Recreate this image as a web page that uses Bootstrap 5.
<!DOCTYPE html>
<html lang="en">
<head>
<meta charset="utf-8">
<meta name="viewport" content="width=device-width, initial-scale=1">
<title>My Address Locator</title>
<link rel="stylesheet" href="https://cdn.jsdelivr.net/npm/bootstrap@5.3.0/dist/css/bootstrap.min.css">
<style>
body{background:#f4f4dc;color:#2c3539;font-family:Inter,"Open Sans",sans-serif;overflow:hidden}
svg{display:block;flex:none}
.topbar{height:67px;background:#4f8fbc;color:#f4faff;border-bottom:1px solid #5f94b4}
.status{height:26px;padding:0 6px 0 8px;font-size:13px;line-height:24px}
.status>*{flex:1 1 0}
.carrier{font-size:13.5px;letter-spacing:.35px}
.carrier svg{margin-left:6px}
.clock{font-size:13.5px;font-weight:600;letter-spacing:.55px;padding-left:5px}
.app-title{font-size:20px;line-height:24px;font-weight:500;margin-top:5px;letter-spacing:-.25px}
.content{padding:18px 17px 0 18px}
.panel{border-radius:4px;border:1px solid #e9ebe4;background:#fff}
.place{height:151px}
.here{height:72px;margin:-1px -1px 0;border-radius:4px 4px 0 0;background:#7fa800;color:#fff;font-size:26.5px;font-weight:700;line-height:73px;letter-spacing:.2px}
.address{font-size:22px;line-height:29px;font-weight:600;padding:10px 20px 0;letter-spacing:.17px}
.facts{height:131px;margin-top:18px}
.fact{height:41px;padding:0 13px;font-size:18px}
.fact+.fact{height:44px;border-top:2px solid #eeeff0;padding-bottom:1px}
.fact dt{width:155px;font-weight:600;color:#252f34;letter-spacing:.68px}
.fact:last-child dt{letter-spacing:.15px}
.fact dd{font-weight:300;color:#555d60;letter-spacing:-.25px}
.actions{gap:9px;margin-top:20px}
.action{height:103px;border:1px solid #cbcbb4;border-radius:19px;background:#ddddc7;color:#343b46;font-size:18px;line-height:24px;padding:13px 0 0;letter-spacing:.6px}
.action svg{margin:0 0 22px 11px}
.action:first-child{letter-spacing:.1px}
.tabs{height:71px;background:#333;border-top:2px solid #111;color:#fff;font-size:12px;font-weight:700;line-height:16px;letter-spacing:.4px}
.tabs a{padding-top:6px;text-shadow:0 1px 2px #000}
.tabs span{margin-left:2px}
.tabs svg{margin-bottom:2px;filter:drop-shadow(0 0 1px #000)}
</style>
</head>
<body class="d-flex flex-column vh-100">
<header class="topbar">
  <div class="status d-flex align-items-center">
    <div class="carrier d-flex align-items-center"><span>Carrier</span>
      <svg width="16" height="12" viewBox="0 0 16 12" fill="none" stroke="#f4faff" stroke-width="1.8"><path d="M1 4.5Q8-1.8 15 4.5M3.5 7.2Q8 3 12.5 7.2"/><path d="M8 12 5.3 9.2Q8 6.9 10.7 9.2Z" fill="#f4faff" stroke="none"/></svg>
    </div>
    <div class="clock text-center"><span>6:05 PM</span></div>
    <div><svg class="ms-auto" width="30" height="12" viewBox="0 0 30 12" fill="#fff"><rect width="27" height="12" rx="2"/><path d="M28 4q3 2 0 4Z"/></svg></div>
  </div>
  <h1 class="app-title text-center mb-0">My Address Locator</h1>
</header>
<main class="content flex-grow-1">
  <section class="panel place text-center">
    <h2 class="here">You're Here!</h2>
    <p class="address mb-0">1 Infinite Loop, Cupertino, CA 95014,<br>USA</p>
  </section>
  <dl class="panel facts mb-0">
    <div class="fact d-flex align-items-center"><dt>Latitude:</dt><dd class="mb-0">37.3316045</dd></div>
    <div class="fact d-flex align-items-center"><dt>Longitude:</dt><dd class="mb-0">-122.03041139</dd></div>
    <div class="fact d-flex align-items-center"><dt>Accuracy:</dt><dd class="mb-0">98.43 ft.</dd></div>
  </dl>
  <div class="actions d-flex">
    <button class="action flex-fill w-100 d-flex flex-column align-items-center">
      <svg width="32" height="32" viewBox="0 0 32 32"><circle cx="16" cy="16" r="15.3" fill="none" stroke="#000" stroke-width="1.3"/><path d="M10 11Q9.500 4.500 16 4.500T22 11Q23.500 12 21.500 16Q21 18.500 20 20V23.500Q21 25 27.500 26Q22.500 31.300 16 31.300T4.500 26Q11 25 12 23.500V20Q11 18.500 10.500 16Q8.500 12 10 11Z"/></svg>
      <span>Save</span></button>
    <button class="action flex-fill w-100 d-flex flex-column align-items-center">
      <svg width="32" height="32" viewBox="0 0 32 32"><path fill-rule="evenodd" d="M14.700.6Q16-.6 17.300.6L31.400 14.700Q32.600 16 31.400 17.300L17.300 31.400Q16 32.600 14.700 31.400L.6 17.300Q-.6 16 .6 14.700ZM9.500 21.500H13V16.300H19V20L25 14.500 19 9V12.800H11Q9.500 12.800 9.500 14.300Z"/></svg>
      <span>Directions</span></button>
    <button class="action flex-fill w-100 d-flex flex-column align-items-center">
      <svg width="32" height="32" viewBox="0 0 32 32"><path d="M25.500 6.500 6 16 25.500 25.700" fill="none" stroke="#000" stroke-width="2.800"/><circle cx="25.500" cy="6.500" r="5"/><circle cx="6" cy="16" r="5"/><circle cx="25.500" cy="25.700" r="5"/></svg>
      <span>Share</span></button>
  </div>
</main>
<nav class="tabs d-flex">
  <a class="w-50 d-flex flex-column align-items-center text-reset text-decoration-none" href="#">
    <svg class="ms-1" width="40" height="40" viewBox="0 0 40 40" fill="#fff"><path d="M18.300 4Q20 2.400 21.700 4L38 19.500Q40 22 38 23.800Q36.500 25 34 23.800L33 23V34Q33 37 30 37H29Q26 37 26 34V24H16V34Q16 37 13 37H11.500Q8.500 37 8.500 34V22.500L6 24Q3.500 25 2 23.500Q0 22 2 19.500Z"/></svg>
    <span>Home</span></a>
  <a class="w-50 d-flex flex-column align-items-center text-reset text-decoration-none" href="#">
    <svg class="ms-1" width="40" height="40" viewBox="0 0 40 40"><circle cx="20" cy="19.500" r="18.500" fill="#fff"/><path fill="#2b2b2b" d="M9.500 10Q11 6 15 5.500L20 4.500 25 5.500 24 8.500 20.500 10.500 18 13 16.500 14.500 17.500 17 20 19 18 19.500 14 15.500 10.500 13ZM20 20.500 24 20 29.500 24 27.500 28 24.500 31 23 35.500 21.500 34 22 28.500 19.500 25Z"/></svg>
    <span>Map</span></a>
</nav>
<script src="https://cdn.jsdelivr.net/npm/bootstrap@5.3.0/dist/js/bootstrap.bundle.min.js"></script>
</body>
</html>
-=-=-=-=-
WHAT IS BEING ASKED:
Repeat the data precisely, line by line.

REPLY TO THE EXERCISE:
Recreate this image as a web page that uses Bootstrap 5.
<!DOCTYPE html>
<html lang="en">
<head>
<meta charset="utf-8">
<meta name="viewport" content="width=device-width, initial-scale=1">
<title>My Address Locator</title>
<link rel="stylesheet" href="https://cdn.jsdelivr.net/npm/bootstrap@5.3.0/dist/css/bootstrap.min.css">
<style>
body{background:#f4f4dc;color:#2c3539;font-family:Inter,"Open Sans",sans-serif;overflow:hidden}
svg{display:block;flex:none}
.topbar{height:67px;background:#4f8fbc;color:#f4faff;border-bottom:1px solid #5f94b4}
.status{height:26px;padding:0 6px 0 8px;font-size:13px;line-height:24px}
.status>*{flex:1 1 0}
.carrier{font-size:13.5px;letter-spacing:.35px}
.carrier svg{margin-left:6px}
.clock{font-size:13.5px;font-weight:600;letter-spacing:.55px;padding-left:5px}
.app-title{font-size:20px;line-height:24px;font-weight:500;margin-top:5px;letter-spacing:-.25px}
.content{padding:18px 17px 0 18px}
.panel{border-radius:4px;border:1px solid #e9ebe4;background:#fff}
.place{height:151px}
.here{height:72px;margin:-1px -1px 0;border-radius:4px 4px 0 0;background:#7fa800;color:#fff;font-size:26.5px;font-weight:700;line-height:73px;letter-spacing:.2px}
.address{font-size:22px;line-height:29px;font-weight:600;padding:10px 20px 0;letter-spacing:.17px}
.facts{height:131px;margin-top:18px}
.fact{height:41px;padding:0 13px;font-size:18px}
.fact+.fact{height:44px;border-top:2px solid #eeeff0;padding-bottom:1px}
.fact dt{width:155px;font-weight:600;color:#252f34;letter-spacing:.68px}
.fact:last-child dt{letter-spacing:.15px}
.fact dd{font-weight:300;color:#555d60;letter-spacing:-.25px}
.actions{gap:9px;margin-top:20px}
.action{height:103px;border:1px solid #cbcbb4;border-radius:19px;background:#ddddc7;color:#343b46;font-size:18px;line-height:24px;padding:13px 0 0;letter-spacing:.6px}
.action svg{margin:0 0 22px 11px}
.action:first-child{letter-spacing:.1px}
.tabs{height:71px;background:#333;border-top:2px solid #111;color:#fff;font-size:12px;font-weight:700;line-height:16px;letter-spacing:.4px}
.tabs a{padding-top:6px;text-shadow:0 1px 2px #000}
.tabs span{margin-left:2px}
.tabs svg{margin-bottom:2px;filter:drop-shadow(0 0 1px #000)}
</style>
</head>
<body class="d-flex flex-column vh-100">
<header class="topbar">
  <div class="status d-flex align-items-center">
    <div class="carrier d-flex align-items-center"><span>Carrier</span>
      <svg width="16" height="12" viewBox="0 0 16 12" fill="none" stroke="#f4faff" stroke-width="1.8"><path d="M1 4.5Q8-1.8 15 4.5M3.5 7.2Q8 3 12.5 7.2"/><path d="M8 12 5.3 9.2Q8 6.9 10.7 9.2Z" fill="#f4faff" stroke="none"/></svg>
    </div>
    <div class="clock text-center"><span>6:05 PM</span></div>
    <div><svg class="ms-auto" width="30" height="12" viewBox="0 0 30 12" fill="#fff"><rect width="27" height="12" rx="2"/><path d="M28 4q3 2 0 4Z"/></svg></div>
  </div>
  <h1 class="app-title text-center mb-0">My Address Locator</h1>
</header>
<main class="content flex-grow-1">
  <section class="panel place text-center">
    <h2 class="here">You're Here!</h2>
    <p class="address mb-0">1 Infinite Loop, Cupertino, CA 95014,<br>USA</p>
  </section>
  <dl class="panel facts mb-0">
    <div class="fact d-flex align-items-center"><dt>Latitude:</dt><dd class="mb-0">37.3316045</dd></div>
    <div class="fact d-flex align-items-center"><dt>Longitude:</dt><dd class="mb-0">-122.03041139</dd></div>
    <div class="fact d-flex align-items-center"><dt>Accuracy:</dt><dd class="mb-0">98.43 ft.</dd></div>
  </dl>
  <div class="actions d-flex">
    <button class="action flex-fill w-100 d-flex flex-column align-items-center">
      <svg width="32" height="32" viewBox="0 0 32 32"><circle cx="16" cy="16" r="15.3" fill="none" stroke="#000" stroke-width="1.3"/><path d="M10 11Q9.500 4.500 16 4.500T22 11Q23.500 12 21.500 16Q21 18.500 20 20V23.500Q21 25 27.500 26Q22.500 31.300 16 31.300T4.500 26Q11 25 12 23.500V20Q11 18.500 10.500 16Q8.500 12 10 11Z"/></svg>
      <span>Save</span></button>
    <button class="action flex-fill w-100 d-flex flex-column align-items-center">
      <svg width="32" height="32" viewBox="0 0 32 32"><path fill-rule="evenodd" d="M14.700.6Q16-.6 17.300.6L31.400 14.700Q32.600 16 31.400 17.300L17.300 31.400Q16 32.600 14.700 31.400L.6 17.300Q-.6 16 .6 14.700ZM9.500 21.500H13V16.300H19V20L25 14.500 19 9V12.800H11Q9.500 12.800 9.500 14.300Z"/></svg>
      <span>Directions</span></button>
    <button class="action flex-fill w-100 d-flex flex-column align-items-center">
      <svg width="32" height="32" viewBox="0 0 32 32"><path d="M25.500 6.500 6 16 25.500 25.700" fill="none" stroke="#000" stroke-width="2.800"/><circle cx="25.500" cy="6.500" r="5"/><circle cx="6" cy="16" r="5"/><circle cx="25.500" cy="25.700" r="5"/></svg>
      <span>Share</span></button>
  </div>
</main>
<nav class="tabs d-flex">
  <a class="w-50 d-flex flex-column align-items-center text-reset text-decoration-none" href="#">
    <svg class="ms-1" width="40" height="40" viewBox="0 0 40 40" fill="#fff"><path d="M18.300 4Q20 2.400 21.700 4L38 19.500Q40 22 38 23.800Q36.500 25 34 23.800L33 23V34Q33 37 30 37H29Q26 37 26 34V24H16V34Q16 37 13 37H11.500Q8.500 37 8.500 34V22.500L6 24Q3.500 25 2 23.500Q0 22 2 19.500Z"/></svg>
    <span>Home</span></a>
  <a class="w-50 d-flex flex-column align-items-center text-reset text-decoration-none" href="#">
    <svg class="ms-1" width="40" height="40" viewBox="0 0 40 40"><circle cx="20" cy="19.500" r="18.500" fill="#fff"/><path fill="#2b2b2b" d="M9.500 10Q11 6 15 5.500L20 4.500 25 5.500 24 8.500 20.500 10.500 18 13 16.500 14.500 17.500 17 20 19 18 19.500 14 15.500 10.500 13ZM20 20.500 24 20 29.500 24 27.500 28 24.500 31 23 35.500 21.500 34 22 28.500 19.500 25Z"/></svg>
    <span>Map</span></a>
</nav>
<script src="https://cdn.jsdelivr.net/npm/bootstrap@5.3.0/dist/js/bootstrap.bundle.min.js"></script>
</body>
</html>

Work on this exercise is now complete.